No sabemos si también Constantino estaba convencido de ello cuando hizo estampar la Cruz de Cristo en su lábaro. Su madre era cristiana. Pero poco pudo hacer en la educación de aquel muchacho que se había formado bajo la tienda entre soldados V rodeado de filósofos y retóricos paganos. Incluso ya converso siguió bendiciendo los ejércitos y las cosechas según el ritual pagano, iba raramente a la iglesia y a un amigo que le preguntó el secreto de un éxito, le respondió; «Es la Fortuna quien hace de un hombre un emperador.» La fortuna, no Dios. En su trato con los sacerdotes, adoptaba una actitud imperativa, y sólo en las cuestiones teológicas les dejaba hacer, no porque reconociese su autoridad, sino porque se trataba de asuntos que le importaban un bledo. En los testimonios de los cristianos contemporáneos, como Eusebio, que tenían los más fundados motivos de gratitud hacia él, pasa por algo poco menos que un santo. Pero nosotros creemos que fue sobre todo un hombre político equilibrado, de amplia visión y de notable buen sentido que, habiendo comprobado personalmente el fracaso de la persecución, prefirió aboliría.

Es muy probable, sin embargo, que a ese cálculo de contingente oportunidad, se hubiese sumado también otro, más complejo. Debió de quedar muy impresionado por la superior moralidad de los cristianos, de la decencia de sus vidas, en suma, por la revolución puritana que habían operado en las costumbres de un Imperio que ya no tenía ninguna. Poseían formidables cualidades de paciencia y de disciplina.

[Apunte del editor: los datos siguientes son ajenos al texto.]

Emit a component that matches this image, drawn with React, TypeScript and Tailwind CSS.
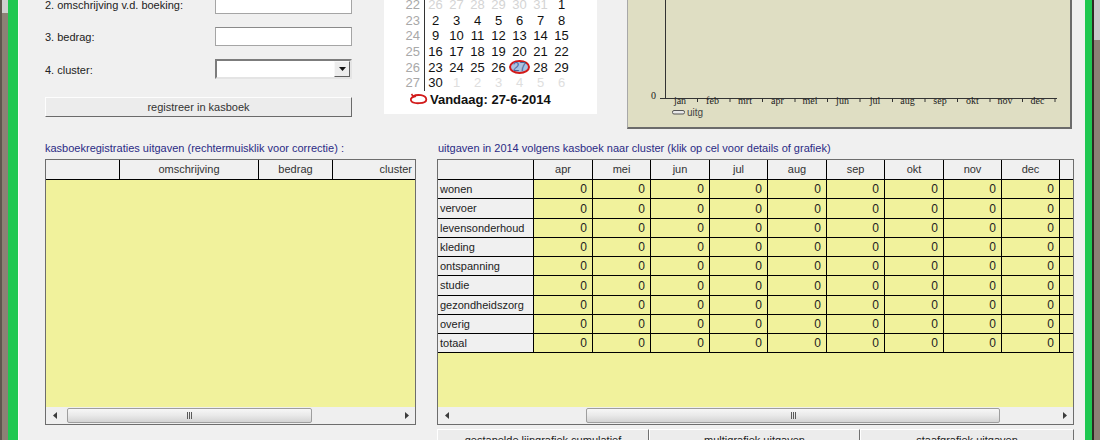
import React from "react";

const MONTH_W = [
  "w-[59px]",
  "w-[58px]",
  "w-[59px]",
  "w-[58px]",
  "w-[59px]",
  "w-[58px]",
  "w-[59px]",
  "w-[58px]",
  "w-[58px]",
];
const MONTHS = ["apr", "mei", "jun", "jul", "aug", "sep", "okt", "nov", "dec"];
const ROW_H = [
  "h-[19px]",
  "h-[20px]",
  "h-[19px]",
  "h-[19px]",
  "h-[19px]",
  "h-[20px]",
  "h-[19px]",
  "h-[19px]",
  "h-[19px]",
];
const CLUSTERS = [
  "wonen",
  "vervoer",
  "levensonderhoud",
  "kleding",
  "ontspanning",
  "studie",
  "gezondheidszorg",
  "overig",
  "totaal",
];

type Day = { n: number; fade?: "prev" | "next"; sel?: boolean };
const WEEKS: { wk: number; days: Day[] }[] = [
  {
    wk: 22,
    days: [
      { n: 26, fade: "prev" },
      { n: 27, fade: "prev" },
      { n: 28, fade: "prev" },
      { n: 29, fade: "prev" },
      { n: 30, fade: "prev" },
      { n: 31, fade: "prev" },
      { n: 1 },
    ],
  },
  { wk: 23, days: [2, 3, 4, 5, 6, 7, 8].map((n) => ({ n })) },
  { wk: 24, days: [9, 10, 11, 12, 13, 14, 15].map((n) => ({ n })) },
  { wk: 25, days: [16, 17, 18, 19, 20, 21, 22].map((n) => ({ n })) },
  {
    wk: 26,
    days: [
      { n: 23 },
      { n: 24 },
      { n: 25 },
      { n: 26 },
      { n: 27, sel: true },
      { n: 28 },
      { n: 29 },
    ],
  },
  {
    wk: 27,
    days: [
      { n: 30 },
      { n: 1, fade: "next" },
      { n: 2, fade: "next" },
      { n: 3, fade: "next" },
      { n: 4, fade: "next" },
      { n: 5, fade: "next" },
      { n: 6, fade: "next" },
    ],
  },
];

function Arrow({ dir }: { dir: "l" | "r" }) {
  return (
    <div className="flex h-full w-[17px] shrink-0 items-center justify-center">
      <svg width="4" height="7" viewBox="0 0 4 7">
        {dir === "l" ? (
          <polygon points="4,0 0,3.5 4,7" fill="#3c3c3c" />
        ) : (
          <polygon points="0,0 4,3.5 0,7" fill="#3c3c3c" />
        )}
      </svg>
    </div>
  );
}

function ScrollBar({ thumb }: { thumb: string }) {
  return (
    <div className="flex h-[17px] shrink-0 items-center bg-[#efefef]">
      <Arrow dir="l" />
      <div
        className={`flex h-[15px] items-center justify-center rounded-[2px] border border-[#9e9e9e] bg-linear-to-b from-[#f7f7f7] via-[#e9e9e9] to-[#d4d4d4] ${thumb}`}
      >
        <div className="flex gap-[1px]">
          <div className="h-[7px] w-[1px] bg-[#5a5a5a]" />
          <div className="h-[7px] w-[1px] bg-[#5a5a5a]" />
          <div className="h-[7px] w-[1px] bg-[#5a5a5a]" />
        </div>
      </div>
      <div className="flex-1" />
      <Arrow dir="r" />
    </div>
  );
}

function TextBox() {
  return (
    <div className="h-[19px] w-[137px] border border-[#a5a5a5] border-t-[#8a8a8a] bg-white" />
  );
}

function Calendar() {
  return (
    <div className="ml-[32px] h-[114px] w-[213px] shrink-0 overflow-hidden bg-white font-['Liberation_Sans',Arial,sans-serif] text-[13px] text-[#111]">
      <div className="mt-[-2.8px] flex flex-col">
        {WEEKS.map((w) => (
          <div key={w.wk} className="flex h-[15.6px] items-center leading-[15.6px]">
            <div className="h-full w-[41px] shrink-0 border-r border-[#333] pr-[4px] text-right text-[#a8a8a8]">
              {w.wk}
            </div>
            {w.days.map((d, i) => (
              <div
                key={i}
                className={`flex h-full w-[21px] shrink-0 items-center justify-center ${
                  d.fade === "prev"
                    ? "text-[#d4d4d4]"
                    : d.fade === "next"
                    ? "text-[#dedede]"
                    : ""
                }`}
              >
                {d.sel ? (
                  <span className="flex h-[14px] w-[21px] items-center justify-center rounded-[50%] border-2 border-[#d21a1a] bg-[#a9c3e2] text-[12px] text-[#48679a]">
                    {d.n}
                  </span>
                ) : (
                  d.n
                )}
              </div>
            ))}
          </div>
        ))}
        <div className="mt-[1px] flex h-[16px] items-center pl-[25px]">
          <svg width="19" height="13" viewBox="0 0 19 13">
            <path
              d="M4 3.2 C 8 1.2, 17 1.5, 17.3 6.5 C 17.5 11, 3.5 11.5, 2 7.5 C 1.2 5.3, 3 3.8, 7 3"
              fill="none"
              stroke="#d21a1a"
              strokeWidth="1.8"
            />
            <path d="M4 3.2 L 2.5 1" fill="none" stroke="#d21a1a" strokeWidth="1.6" />
          </svg>
          <span className="ml-[2px] font-bold text-[#111]">Vandaag: 27-6-2014</span>
        </div>
      </div>
    </div>
  );
}

function Chart() {
  const months = ["jan", "feb", "mrt", "apr", "mei", "jun", "jul", "aug", "sep", "okt", "nov", "dec"];
  return (
    <div className="ml-[30px] h-[129px] w-[445px] shrink-0 border-b-2 border-l border-r-2 border-[#6b6b6b] border-l-[#a8a8a8] bg-[#dfdec3]">
      <svg width="442" height="127" viewBox="0 0 442 127">
        <line x1="37.5" y1="0" x2="37.5" y2="98" stroke="#333" strokeWidth="1" />
        <line x1="32" y1="98.5" x2="429" y2="98.5" stroke="#333" strokeWidth="1" />
        <text x="28" y="99" textAnchor="end" fontSize="10" fontFamily="Liberation Serif, serif" fill="#222">
          0
        </text>
        {months.map((m, i) => (
          <text
            key={m}
            x={52 + i * 32.5}
            y="104"
            textAnchor="middle"
            fontSize="10"
            fontFamily="Liberation Serif, serif"
            fill="#222"
          >
            {m}
          </text>
        ))}
        {months.map((m, i) => (
          <line
            key={"t" + m}
            x1={69.5 + i * 32.5}
            y1="98"
            x2={69.5 + i * 32.5}
            y2="102"
            stroke="#333"
            strokeWidth="1"
          />
        ))}
        <rect x="44.5" y="110.5" width="12" height="3.5" rx="1.5" fill="#e8e8e8" stroke="#555" strokeWidth="1" />
        <text x="59" y="116" fontSize="10" fontFamily="Liberation Sans, sans-serif" fill="#444">
          uitg
        </text>
      </svg>
    </div>
  );
}

function LeftGrid() {
  return (
    <div className="w-[371px] shrink-0">
      <div className="h-[13px] leading-[13px] text-[#2b2b85]">
        kasboekregistraties uitgaven (rechtermuisklik voor correctie) :
      </div>
      <div className="mt-[4px] flex h-[266px] flex-col border border-[#6d6d6d]">
        <div className="flex h-[20px] shrink-0 border-b border-black bg-[#f0f0f0] leading-[19px] text-[#333]">
          <div className="w-[74px] shrink-0 border-r border-black" />
          <div className="w-[139px] shrink-0 border-r border-black text-center">omschrijving</div>
          <div className="w-[74px] shrink-0 border-r border-black text-center">bedrag</div>
          <div className="flex-1 pr-[3px] text-right">cluster</div>
        </div>
        <div className="flex-1 bg-[#f1f29c]" />
        <ScrollBar thumb="ml-[4px] w-[245px]" />
      </div>
    </div>
  );
}

function RightGrid() {
  return (
    <div className="ml-[21px] w-[637px] shrink-0">
      <div className="h-[13px] pl-[1px] leading-[13px] text-[#2b2b85]">
        uitgaven in 2014 volgens kasboek naar cluster (klik op cel voor details of grafiek)
      </div>
      <div className="mt-[4px] flex h-[266px] flex-col border border-[#6d6d6d]">
        <div className="flex h-[20px] shrink-0 border-b border-black bg-[#f0f0f0] leading-[19px] text-[#333]">
          <div className="w-[96px] shrink-0 border-r border-black" />
          {MONTHS.map((m, i) => (
            <div key={m} className={`${MONTH_W[i]} shrink-0 border-r border-black text-center`}>
              {m}
            </div>
          ))}
          <div className="flex-1" />
        </div>
        {CLUSTERS.map((c, r) => (
          <div key={c} className={`flex ${ROW_H[r]} shrink-0 border-b border-black`}>
            <div className="flex w-[96px] shrink-0 items-center border-r border-black bg-[#f0f0f0] pl-[2px] text-[#222]">
              {c}
            </div>
            {MONTHS.map((m, i) => (
              <div
                key={m}
                className={`flex ${MONTH_W[i]} shrink-0 items-center justify-end border-r border-black bg-[#f1f29c] pr-[5px] text-[12px] text-[#222]`}
              >
                0
              </div>
            ))}
            <div className="flex-1 bg-[#f1f29c]" />
          </div>
        ))}
        <div className="flex-1 bg-[#f1f29c]" />
        <ScrollBar thumb="ml-[131px] w-[414px]" />
      </div>
      <div className="mt-[4px] flex text-[#222]">
        <div className="flex h-[23px] w-[212px] items-center justify-center border border-b-[#707070] border-l-white border-r-[#707070] border-t-white bg-[#ececec]">
          gestapelde lijngrafiek cumulatief
        </div>
        <div className="flex h-[23px] w-[211px] items-center justify-center border border-b-[#707070] border-l-white border-r-[#707070] border-t-white bg-[#ececec]">
          multigrafiek uitgaven
        </div>
        <div className="flex h-[23px] w-[214px] items-center justify-center border border-b-[#707070] border-l-white border-r-[#707070] border-t-white bg-[#ececec]">
          staafgrafiek uitgaven
        </div>
      </div>
    </div>
  );
}

export default function App() {
  return (
    <div className="flex h-[440px] w-[1100px] overflow-hidden bg-[#f0f0f0] font-['Liberation_Sans',Arial,sans-serif] text-[11px] text-[#222]">
      <div className="flex w-[8px] shrink-0 flex-col border-l-2 border-[#5e574e]">
        <div className="h-[13px] bg-[#cfcfcf]" />
        <div className="flex-1 bg-[#8c8175]" />
      </div>
      <div className="w-[10px] shrink-0 bg-[#1fc851]" />
      <div className="w-[1067px] shrink-0 border-l border-[#fafafa] pl-[26px]">
        <div className="flex h-[129px] items-start">
          <div className="mt-[-5px] flex w-[307px] shrink-0 flex-col">
            <div className="flex h-[19px] items-center justify-between">
              <span className="pt-[2px]">2. omschrijving v.d. boeking:</span>
              <TextBox />
            </div>
            <div className="mt-[13px] flex h-[19px] items-center justify-between">
              <span className="pt-[2px]">3. bedrag:</span>
              <TextBox />
            </div>
            <div className="mt-[13px] flex h-[20px] items-center justify-between">
              <span className="pt-[2px]">4. cluster:</span>
              <div className="flex h-[20px] w-[137px] items-stretch justify-end border-2 border-b-[#e4e4e4] border-l-[#7c7c7c] border-r-[#e4e4e4] border-t-[#7c7c7c] bg-white">
                <div className="flex w-[16px] items-center justify-center border border-b-[#606060] border-l-[#f8f8f8] border-r-[#606060] border-t-[#f8f8f8] bg-[#ededed]">
                  <svg width="7" height="4" viewBox="0 0 7 4">
                    <polygon points="0,0 7,0 3.5,4" fill="#111" />
                  </svg>
                </div>
              </div>
            </div>
            <div className="mt-[18px] flex h-[20px] items-center justify-center border border-b-[#6a6a6a] border-l-[#fdfdfd] border-r-[#6a6a6a] border-t-[#fdfdfd] bg-[#ececec] text-[#333]">
              registreer in kasboek
            </div>
          </div>
          <Calendar />
          <Chart />
        </div>
        <div className="mt-[13px] flex items-start">
          <LeftGrid />
          <RightGrid />
        </div>
      </div>
      <div className="w-[7px] shrink-0 bg-[#1fc851]" />
      <div className="flex w-[8px] shrink-0 flex-col border-l-2 border-[#2f2a25]">
        <div className="h-[40px] bg-[#c9c9c9]" />
        <div className="flex-1 bg-[#8c8175]" />
      </div>
    </div>
  );
}
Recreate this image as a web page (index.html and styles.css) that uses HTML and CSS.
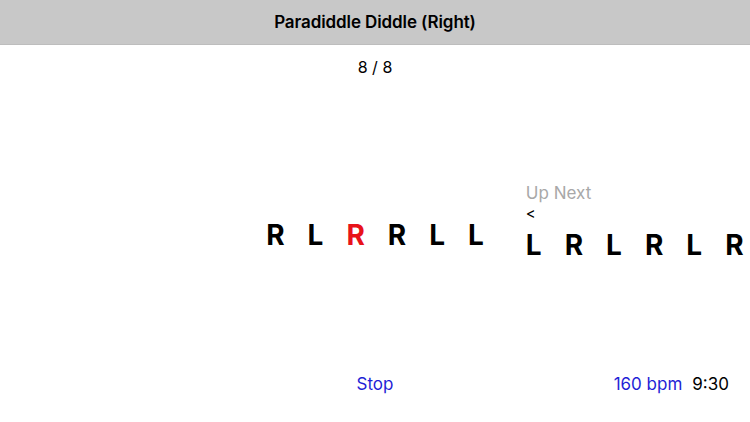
FILE: index.html
```html
<!DOCTYPE html>
<html>
<head>
<meta charset="utf-8">
<link rel="stylesheet" href="styles.css">
</head>
<body>
<div class="app">
  <header class="bar"><span class="title">Paradiddle Diddle (Right)</span></header>
  <div class="counter">8 / 8</div>
  <main class="stage">
    <div class="spacer"></div>
    <div class="pattern current">
      <span>R</span><span>L</span><span class="hit">R</span><span>R</span><span>L</span><span>L</span>
    </div>
    <div class="next">
      <div class="next-label">Up Next</div>
      <div class="next-arrow">&lt;</div>
      <div class="pattern">
        <span>L</span><span>R</span><span>L</span><span>R</span><span>L</span><span>R</span>
      </div>
    </div>
  </main>
  <footer class="footer">
    <div class="spacer"></div>
    <button class="link stop">Stop</button>
    <div class="status">
      <span class="link">160 bpm</span>
      <span class="time">9:30</span>
    </div>
  </footer>
</div>
</body>
</html>
```

FILE: styles.css
```css
html, body {
  margin: 0;
  padding: 0;
  background: #fff;
}
body {
  font-family: Inter, "Noto Sans", "Liberation Sans", sans-serif;
  color: #000;
}
.app {
  width: 750px;
  height: 422px;
  display: flex;
  flex-direction: column;
  overflow: hidden;
}
.bar {
  height: 45px;
  background: #c8c8c8;
  border-bottom: 1px solid #bdbdbd;
  box-sizing: border-box;
  display: flex;
  align-items: center;
  justify-content: center;
}
.title {
  font-size: 17px;
  font-weight: 600;
  letter-spacing: -0.1px;
}
.counter {
  height: 44px;
  line-height: 44px;
  text-align: center;
  font-size: 16px;
}
.stage {
  flex: 1;
  padding-top: 19px;
  display: grid;
  grid-template-columns: 1fr auto 1fr;
  align-items: center;
}
.pattern {
  display: flex;
  gap: 23px;
  font-size: 28px;
  font-weight: 700;
  line-height: 34px;
}
.hit {
  color: #e8131a;
}
.next {
  justify-self: start;
  padding-left: 42px;
  margin-bottom: 22px;
  display: flex;
  flex-direction: column;
}
.next-label {
  color: #a8a8a8;
  font-size: 17px;
  line-height: 20px;
}
.next-arrow {
  font-size: 15px;
  line-height: 22px;
}
.next .pattern {
  line-height: 40px;
}
.footer {
  height: 44px;
  margin-bottom: 16px;
  display: grid;
  grid-template-columns: 1fr auto 1fr;
  align-items: center;
  font-size: 17px;
}
.link {
  color: #1f1fd6;
}
button.link {
  font: inherit;
  background: none;
  border: 0;
  padding: 0;
  cursor: pointer;
}
.status {
  justify-self: end;
  padding-right: 21px;
  display: flex;
  gap: 10px;
}
```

Y ya entonces, si se quería encontrar un buen escritor, un buen abogado o un funcionario honesto y competente, entre ellos había de buscarse. No existía, puede decirse, ciudad alguna donde el obispo no fuese mejor que el prefecto. ¿Acaso no se podía sustituir a los viejos y corrompidos burócratas por aquellos prelados irreprochables, y hacer de ellos los instrumentos de un nuevo Imperio? Las revoluciones triunfan no por la fuerza de sus ideas, sino cuando logran constituir una clase dirigente mejor que la anterior.